Empezó con la Sonata a la luz de la luna de Beethoven. La tocó sin partitura, de memoria y desde el corazón. Dejó que la música la tranquilizara. Recordaba haber tocado aquella pieza y cientos de otras en aquella misma sala. Hora tras hora, día tras día, por amor al arte, aunque frecuentemente, quizá demasiado, porque se esperaba eso de ella, incluso se le demandaba.
Siempre había tenido sentimientos encontrados en relación con la música. Sentía un amor fuerte y apasionado hacia ella y una fuerte necesidad por interpretarla con la habilidad que le habían enseñado. Sin embargo, además había estado la imperiosa necesidad de agradar a su padre, de alcanzar el punto de perfección que él esperaba.
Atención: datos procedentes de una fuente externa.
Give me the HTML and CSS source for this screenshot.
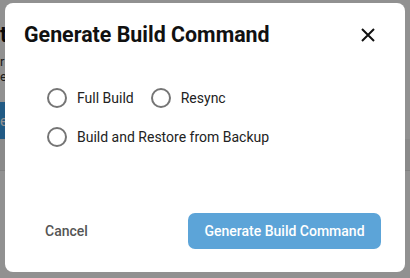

En aquel momento, le pareció que era casi imposible llegar a tanta excelencia.
Su padre nunca había comprendido que la música para ella era algo que le gustaba hacer, no una vocación. Había sido un modo de expresarse, de reconfortarse, pero nunca una ambición. En las pocas ocasiones en las que había tratado de explicárselo, se había enfurecido o impacientado tanto que Vanessa había decidido guardar silencio. Ella, que era conocida por la pasión y el temperamento que derrochaba, se había comportado como una niña atemorizada al lado de su padre. Nunca en toda su vida había sido capaz de desafiarlo.
Cambió Beethoven por Bach, cerró los ojos y se dejó invadir por la música. Tocó durante más de una hora, perdida en la belleza, en el genio de las composiciones. Aquello era lo que su padre nunca había comprendido. No entendía que pudiera tocar por propio placer y ser feliz con ello, que odiara y siempre hubiera odiado estar sentada en un escenario, rodeada de focos y tocando para miles de personas.
A medida que sus sentimientos comenzaron a fluir de nuevo, comenzó a tocar a Mozart, un compositor que requería más pasión y velocidad. La música surgió a través de ella con viveza, casi con furia. Cuando resonó el último acorde, sintió una satisfacción que casi había olvidado.
El suave aplauso que escuchó a sus espaldas le hizo darse la vuelta. Sentado sobre una de aquellas butacas tan elegantes había un hombre. Aunque Vanessa tenía el sol en los ojos y habían pasado doce años, lo reconoció inmediatamente.
– Increíble -dijo Brady Tucker mientras se ponía de pie y se acercaba a ella. Su largo y nervudo cuerpo bloqueó el sol durante un instante, haciendo que la luz reluciera a su alrededor como si se tratara de un dorado halo-.Absolutamente increíble -repitió, ofreciéndole la mano y una sonrisa-. Bienvenida a casa, Van.